Kilic, who was born in Turkey, said the legislation he sponsored would be welcome news to immigrants.

"Third-generation immigrant children in Germany hear three times a day that they don't belong to this country," he said. "What good is that? I want to turn the tables."

A woman writes 'integration' on a chalk board

Integration is hard to define in Germany

In support of the bill, Kilic cited statistics showing that the number of citizens naturalized in Germany each year had fallen by 20 percent since 2004. This was an indication that becoming a German citizen was simply too difficult, he said.

Without citizenship, many of Germany's 6.7 million immigrants do not have the right to vote in the country. But citizenship goes beyond the legal realm.

"Integration means more than simply structural integration," said Guelistan Guerbey, a political scientist at Berlin's Free University. "It has a very strong emotional and psychological dimension."

This is especially true for dual citizens. If the bill became law, an immigrant would no longer have to give up their passport to become German. Guerbey said this would have a positive effect.

"A person has emotional ties in both directions," she said, "and dual citizenship is a legal recognition of this emotional state."

Time to learn German

But while legal benefits and emotional satisfaction might encourage a retired immigrant with less-than-perfect German to apply for citizenship under the loosened rules of the proposed law, they may never get the chance.
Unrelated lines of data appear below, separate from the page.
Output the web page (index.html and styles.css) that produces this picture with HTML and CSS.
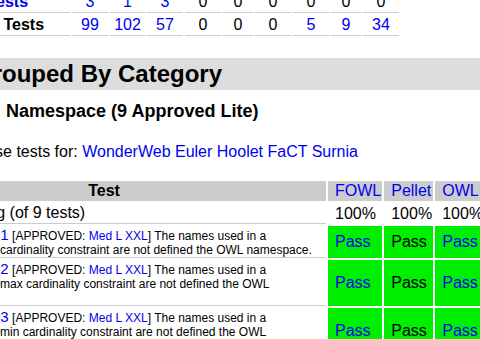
FILE: index.html
```html
<!DOCTYPE html>
<html>
<head>
<meta charset="utf-8">
<title>OWL Test Results</title>
<link rel="stylesheet" href="styles.css">
</head>
<body>
<div class="page">
  <table class="summary">
    <tr>
      <td class="label"><a href="#">DL Tests</a></td>
      <td class="w36"><a href="#">3</a></td>
      <td class="w35"><a href="#">1</a></td>
      <td class="w36"><a href="#">3</a></td>
      <td class="w36">0</td>
      <td class="w30">0</td>
      <td class="w36">0</td>
      <td class="w36">0</td>
      <td class="w30">0</td>
      <td class="w36">0</td>
    </tr>
    <tr>
      <td class="label">Total Tests</td>
      <td><a href="#">99</a></td>
      <td><a href="#">102</a></td>
      <td><a href="#">57</a></td>
      <td>0</td>
      <td>0</td>
      <td>0</td>
      <td><a href="#">5</a></td>
      <td><a href="#">9</a></td>
      <td><a href="#">34</a></td>
    </tr>
  </table>

  <h2 class="section">Grouped By Category</h2>

  <h3 class="category">Namespace (9 Approved Lite)</h3>

  <p class="run">Run these tests for: <a href="#">WonderWeb</a> <a href="#">Euler</a> <a href="#">Hoolet</a> <a href="#">FaCT</a> <a href="#">Surnia</a></p>

  <table class="results">
    <tr>
      <th class="test">Test</th>
      <th class="sys fowl"><a href="#">FOWL</a></th>
      <th class="sys pellet"><a href="#">Pellet</a></th>
      <th class="sys owlim"><a href="#">OWLIM</a></th>
    </tr>
    <tr>
      <td class="total">Total Passing (of 9 tests)</td>
      <td class="pct">100%</td>
      <td class="pct">100%</td>
      <td class="pct">100%</td>
    </tr>
    <tr>
      <td class="desc"><a class="tid" href="#">Manifest001</a> [APPROVED: <a href="#">Med</a> <a href="#">L</a> <a href="#">XXL</a>] The names used in a restriction&nbsp;with&nbsp;a cardinality constraint are not defined the OWL namespace.</td>
      <td class="pass"><a href="#">Pass</a></td>
      <td class="pass">Pass</td>
      <td class="pass"><a href="#">Pass</a></td>
    </tr>
    <tr>
      <td class="desc"><a class="tid" href="#">Manifest002</a> [APPROVED: <a href="#">Med</a> <a href="#">L</a> <a href="#">XXL</a>] The names used in a restriction&nbsp;with&nbsp;a max cardinality constraint are not defined the OWL namespace.</td>
      <td class="pass"><a href="#">Pass</a></td>
      <td class="pass">Pass</td>
      <td class="pass"><a href="#">Pass</a></td>
    </tr>
    <tr>
      <td class="desc"><a class="tid" href="#">Manifest003</a> [APPROVED: <a href="#">Med</a> <a href="#">L</a> <a href="#">XXL</a>] The names used in a restriction&nbsp;with&nbsp;a min cardinality constraint are not defined the OWL namespace.</td>
      <td class="pass"><a href="#">Pass</a></td>
      <td class="pass">Pass</td>
      <td class="pass"><a href="#">Pass</a></td>
    </tr>
  </table>
</div>
</body>
</html>
```
FILE: styles.css
```css
html, body {
  margin: 0;
  overflow: hidden;
}

body {
  font-family: "Liberation Sans", Arial, Helvetica, sans-serif;
  font-size: 16px;
  color: #000;
  background: #fff;
}

a {
  color: #0000ee;
  text-decoration: none;
}

.page {
  margin-top: -10px;
}

/* summary counts table */
.summary {
  border-collapse: separate;
  border-spacing: 2px;
  margin-left: -41px;
}

.summary td {
  padding: 1px 0;
  border-bottom: 1px solid #cccccc;
  text-align: center;
}

.summary td.label {
  text-align: left;
  font-weight: bold;
  padding: 1px;
  width: 107px;
}

.w36 { width: 36px; }
.w35 { width: 35px; }
.w30 { width: 30px; }

/* headings */
.section {
  margin: 20px 0 0 -60px;
  padding: 2px 0 2px 34px;
  font-size: 24px;
  background: #dddddd;
}

.category {
  font-size: 18px;
  margin: 11px 0 0 6px;
}

.run {
  margin: 21px 0 18px -61px;
}

/* results table */
.results {
  border-collapse: separate;
  border-spacing: 2px;
  margin-left: -120px;
  width: 700px;
}

.results th {
  background: #cccccc;
  padding: 1px;
  font-weight: bold;
}

.results th.test {
  width: 442px;
}

.results th.sys {
  font-weight: normal;
  text-align: left;
  padding: 1px 1px 1px 7px;
}

.results th.fowl { width: 46px; }
.results th.pellet { width: 41px; }

.results td.total {
  padding: 1px 1px 1px 28px;
  border-bottom: 1px solid #cccccc;
}

.results td.pct {
  padding: 1px 1px 1px 7px;
}

.results td.desc {
  font-size: 12px;
  vertical-align: top;
  padding: 0 1px 0 28px;
  text-indent: 17px;
  border-bottom: 1px solid #cccccc;
}

.tid {
  font-size: 15px;
}

.results td.pass {
  background: #00ee00;
  padding: 0 1px 0 7px;
  vertical-align: middle;
}
```
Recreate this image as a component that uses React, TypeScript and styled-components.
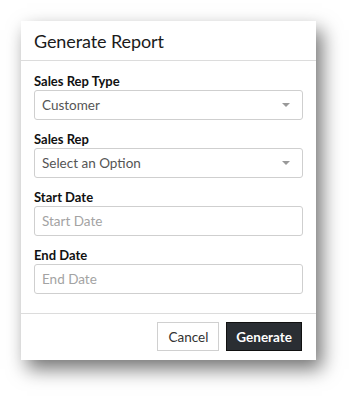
import React from "react";
import styled, { createGlobalStyle } from "styled-components";

const Global = createGlobalStyle`
  html, body { margin: 0; padding: 0; background: #ffffff; }
  body { font-family: Lato, "Liberation Sans", sans-serif; }
  * { box-sizing: border-box; }
`;

const Page = styled.div`
  padding: 21px 0 0 21px;
  width: 358px;
  height: 402px;
`;

const Card = styled.div`
  width: 295px;
  background: #fff;
  box-shadow: 6px 9px 18px rgba(0, 0, 0, 0.55);
  display: flex;
  flex-direction: column;
`;

const Header = styled.div`
  height: 40px;
  padding: 0 13px;
  display: flex;
  align-items: center;
  border-bottom: 1px solid #dcdcdc;
`;

const Title = styled.h1`
  margin: 0;
  font-size: 18px;
  font-weight: 400;
  color: #1b1b1b;
  letter-spacing: -0.1px;
`;

const Body = styled.div`
  padding: 11px 13px 19px;
  display: flex;
  flex-direction: column;
  gap: 10px;
`;

const Field = styled.div`
  display: flex;
  flex-direction: column;
`;

const Label = styled.label`
  font-size: 13px;
  font-weight: 700;
  line-height: 18px;
  color: #111;
`;

const Box = styled.div<{ $placeholder?: boolean }>`
  height: 30px;
  border: 1px solid #cfcfcf;
  border-radius: 3px;
  padding: 0 12px 0 7px;
  display: flex;
  align-items: center;
  justify-content: space-between;
  font-size: 13.5px;
  color: ${(p) => (p.$placeholder ? "#a3a3a3" : "#555")};
`;

const Caret = styled.span`
  width: 0;
  height: 0;
  border-left: 4px solid transparent;
  border-right: 4px solid transparent;
  border-top: 4px solid #999;
`;

const Footer = styled.div`
  border-top: 1px solid #dcdcdc;
  padding: 8px 14px 9px;
  display: flex;
  justify-content: flex-end;
  gap: 7px;
`;

const Button = styled.button<{ $primary?: boolean }>`
  height: 29px;
  padding: 0 ${(p) => (p.$primary ? "9px" : "10px")};
  font-family: Lato, "Liberation Sans", sans-serif;
  font-size: 13.5px;
  font-weight: ${(p) => (p.$primary ? 700 : 400)};
  border: 1px solid ${(p) => (p.$primary ? "#111" : "#d0d0d0")};
  background: ${(p) => (p.$primary ? "#2a2e33" : "#fff")};
  color: ${(p) => (p.$primary ? "#fff" : "#333")};
  border-radius: 0;
`;

export default function App() {
  return (
    <Page>
      <Global />
      <Card>
        <Header>
          <Title>Generate Report</Title>
        </Header>
        <Body>
          <Field>
            <Label>Sales Rep Type</Label>
            <Box>
              Customer
              <Caret />
            </Box>
          </Field>
          <Field>
            <Label>Sales Rep</Label>
            <Box>
              Select an Option
              <Caret />
            </Box>
          </Field>
          <Field>
            <Label>Start Date</Label>
            <Box $placeholder>Start Date</Box>
          </Field>
          <Field>
            <Label>End Date</Label>
            <Box $placeholder>End Date</Box>
          </Field>
        </Body>
        <Footer>
          <Button>Cancel</Button>
          <Button $primary>Generate</Button>
        </Footer>
      </Card>
    </Page>
  );
}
A woman looks through a German dictionary

Learning German is essential for integration, says Grindel

On Thursday in the Bundestag, Reinhard Grindel of the governing Christian Democrats, was clear about what his party thought of the proposal.

"When someone wants to become a German citizen," Grindel said, "then I have to be able to say, as an incentive, that you must learn German if you haven't learned it well enough already. That's a part of the integration process - to finally learn German."

And there is reason to believe that many retired immigrants in Germany wouldn't apply for a German passport if the rules were loosened. Some come from other European Union countries, where moving across borders isn't problematic, though they do not have full voting rights in Germany.

But Kilic says there are some 2,000-3,000 retirees from other countries who would gladly take advantage of the opportunity.